**What you need to do**
Without including the pictures, copy out every line below.

**Stored data**
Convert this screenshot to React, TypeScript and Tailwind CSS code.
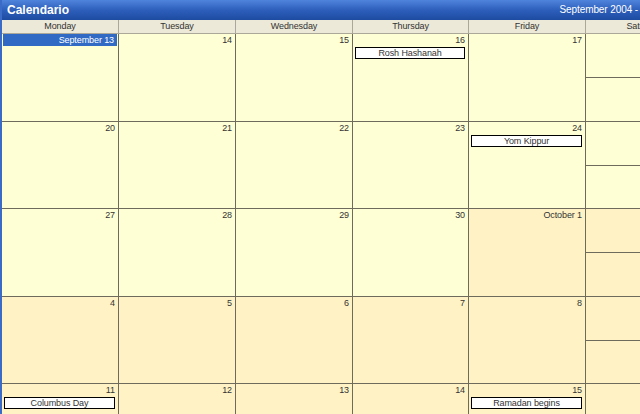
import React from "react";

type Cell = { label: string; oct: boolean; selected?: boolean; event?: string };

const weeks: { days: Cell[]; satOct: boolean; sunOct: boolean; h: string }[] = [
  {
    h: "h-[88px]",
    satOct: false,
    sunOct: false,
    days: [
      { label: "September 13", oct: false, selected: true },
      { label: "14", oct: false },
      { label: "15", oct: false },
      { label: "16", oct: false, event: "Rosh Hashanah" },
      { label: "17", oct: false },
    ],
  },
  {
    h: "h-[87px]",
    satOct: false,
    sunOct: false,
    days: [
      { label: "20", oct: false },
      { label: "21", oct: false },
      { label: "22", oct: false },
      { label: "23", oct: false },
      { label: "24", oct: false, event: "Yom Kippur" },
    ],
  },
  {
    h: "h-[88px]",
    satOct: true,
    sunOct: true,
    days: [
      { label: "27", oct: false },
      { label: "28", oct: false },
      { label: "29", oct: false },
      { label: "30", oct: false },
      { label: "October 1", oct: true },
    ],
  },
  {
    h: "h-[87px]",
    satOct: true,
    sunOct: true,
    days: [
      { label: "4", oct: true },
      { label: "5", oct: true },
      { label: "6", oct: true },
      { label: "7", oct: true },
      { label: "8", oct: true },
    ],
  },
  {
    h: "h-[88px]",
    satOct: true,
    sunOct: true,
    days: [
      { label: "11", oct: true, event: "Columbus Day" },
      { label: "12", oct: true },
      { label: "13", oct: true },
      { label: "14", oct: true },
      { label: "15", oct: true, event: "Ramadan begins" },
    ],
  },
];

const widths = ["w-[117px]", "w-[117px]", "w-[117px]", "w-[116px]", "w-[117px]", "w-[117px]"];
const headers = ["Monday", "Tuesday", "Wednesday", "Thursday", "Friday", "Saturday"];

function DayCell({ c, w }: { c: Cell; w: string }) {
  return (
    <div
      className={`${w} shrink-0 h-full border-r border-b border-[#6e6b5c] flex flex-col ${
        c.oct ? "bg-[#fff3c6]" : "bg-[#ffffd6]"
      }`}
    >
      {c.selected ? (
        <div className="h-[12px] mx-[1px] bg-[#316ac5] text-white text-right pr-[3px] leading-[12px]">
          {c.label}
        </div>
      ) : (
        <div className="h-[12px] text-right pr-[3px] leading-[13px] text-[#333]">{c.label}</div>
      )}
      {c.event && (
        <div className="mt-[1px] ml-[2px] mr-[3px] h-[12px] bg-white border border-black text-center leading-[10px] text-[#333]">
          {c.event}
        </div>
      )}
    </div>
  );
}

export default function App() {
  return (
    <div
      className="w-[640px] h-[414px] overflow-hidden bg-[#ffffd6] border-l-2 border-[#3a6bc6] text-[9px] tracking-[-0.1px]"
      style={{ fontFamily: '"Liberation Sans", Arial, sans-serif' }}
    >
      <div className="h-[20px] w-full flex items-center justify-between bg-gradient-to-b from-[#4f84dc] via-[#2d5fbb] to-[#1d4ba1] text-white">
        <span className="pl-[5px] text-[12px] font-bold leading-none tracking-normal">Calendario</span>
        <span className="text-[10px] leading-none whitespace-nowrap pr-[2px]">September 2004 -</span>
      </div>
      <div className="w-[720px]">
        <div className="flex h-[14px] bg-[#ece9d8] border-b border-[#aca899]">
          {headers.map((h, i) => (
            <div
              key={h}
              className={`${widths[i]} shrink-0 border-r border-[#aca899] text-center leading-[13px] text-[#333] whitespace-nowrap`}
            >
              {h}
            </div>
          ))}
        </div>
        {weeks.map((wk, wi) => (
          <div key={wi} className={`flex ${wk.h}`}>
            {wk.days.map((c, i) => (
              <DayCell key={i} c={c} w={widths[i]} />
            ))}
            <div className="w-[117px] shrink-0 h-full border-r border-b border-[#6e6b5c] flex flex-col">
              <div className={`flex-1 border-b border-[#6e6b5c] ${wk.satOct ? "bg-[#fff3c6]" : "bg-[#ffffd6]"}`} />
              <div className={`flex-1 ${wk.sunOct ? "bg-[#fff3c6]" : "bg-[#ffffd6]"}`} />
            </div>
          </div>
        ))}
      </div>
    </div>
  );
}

**Solved exercise**
Convert this screenshot to React, TypeScript and Tailwind CSS code.
import React from "react";

type Cell = { label: string; oct: boolean; selected?: boolean; event?: string };

const weeks: { days: Cell[]; satOct: boolean; sunOct: boolean; h: string }[] = [
  {
    h: "h-[88px]",
    satOct: false,
    sunOct: false,
    days: [
      { label: "September 13", oct: false, selected: true },
      { label: "14", oct: false },
      { label: "15", oct: false },
      { label: "16", oct: false, event: "Rosh Hashanah" },
      { label: "17", oct: false },
    ],
  },
  {
    h: "h-[87px]",
    satOct: false,
    sunOct: false,
    days: [
      { label: "20", oct: false },
      { label: "21", oct: false },
      { label: "22", oct: false },
      { label: "23", oct: false },
      { label: "24", oct: false, event: "Yom Kippur" },
    ],
  },
  {
    h: "h-[88px]",
    satOct: true,
    sunOct: true,
    days: [
      { label: "27", oct: false },
      { label: "28", oct: false },
      { label: "29", oct: false },
      { label: "30", oct: false },
      { label: "October 1", oct: true },
    ],
  },
  {
    h: "h-[87px]",
    satOct: true,
    sunOct: true,
    days: [
      { label: "4", oct: true },
      { label: "5", oct: true },
      { label: "6", oct: true },
      { label: "7", oct: true },
      { label: "8", oct: true },
    ],
  },
  {
    h: "h-[88px]",
    satOct: true,
    sunOct: true,
    days: [
      { label: "11", oct: true, event: "Columbus Day" },
      { label: "12", oct: true },
      { label: "13", oct: true },
      { label: "14", oct: true },
      { label: "15", oct: true, event: "Ramadan begins" },
    ],
  },
];

const widths = ["w-[117px]", "w-[117px]", "w-[117px]", "w-[116px]", "w-[117px]", "w-[117px]"];
const headers = ["Monday", "Tuesday", "Wednesday", "Thursday", "Friday", "Saturday"];

function DayCell({ c, w }: { c: Cell; w: string }) {
  return (
    <div
      className={`${w} shrink-0 h-full border-r border-b border-[#6e6b5c] flex flex-col ${
        c.oct ? "bg-[#fff3c6]" : "bg-[#ffffd6]"
      }`}
    >
      {c.selected ? (
        <div className="h-[12px] mx-[1px] bg-[#316ac5] text-white text-right pr-[3px] leading-[12px]">
          {c.label}
        </div>
      ) : (
        <div className="h-[12px] text-right pr-[3px] leading-[13px] text-[#333]">{c.label}</div>
      )}
      {c.event && (
        <div className="mt-[1px] ml-[2px] mr-[3px] h-[12px] bg-white border border-black text-center leading-[10px] text-[#333]">
          {c.event}
        </div>
      )}
    </div>
  );
}

export default function App() {
  return (
    <div
      className="w-[640px] h-[414px] overflow-hidden bg-[#ffffd6] border-l-2 border-[#3a6bc6] text-[9px] tracking-[-0.1px]"
      style={{ fontFamily: '"Liberation Sans", Arial, sans-serif' }}
    >
      <div className="h-[20px] w-full flex items-center justify-between bg-gradient-to-b from-[#4f84dc] via-[#2d5fbb] to-[#1d4ba1] text-white">
        <span className="pl-[5px] text-[12px] font-bold leading-none tracking-normal">Calendario</span>
        <span className="text-[10px] leading-none whitespace-nowrap pr-[2px]">September 2004 -</span>
      </div>
      <div className="w-[720px]">
        <div className="flex h-[14px] bg-[#ece9d8] border-b border-[#aca899]">
          {headers.map((h, i) => (
            <div
              key={h}
              className={`${widths[i]} shrink-0 border-r border-[#aca899] text-center leading-[13px] text-[#333] whitespace-nowrap`}
            >
              {h}
            </div>
          ))}
        </div>
        {weeks.map((wk, wi) => (
          <div key={wi} className={`flex ${wk.h}`}>
            {wk.days.map((c, i) => (
              <DayCell key={i} c={c} w={widths[i]} />
            ))}
            <div className="w-[117px] shrink-0 h-full border-r border-b border-[#6e6b5c] flex flex-col">
              <div className={`flex-1 border-b border-[#6e6b5c] ${wk.satOct ? "bg-[#fff3c6]" : "bg-[#ffffd6]"}`} />
              <div className={`flex-1 ${wk.sunOct ? "bg-[#fff3c6]" : "bg-[#ffffd6]"}`} />
            </div>
          </div>
        ))}
      </div>
    </div>
  );
}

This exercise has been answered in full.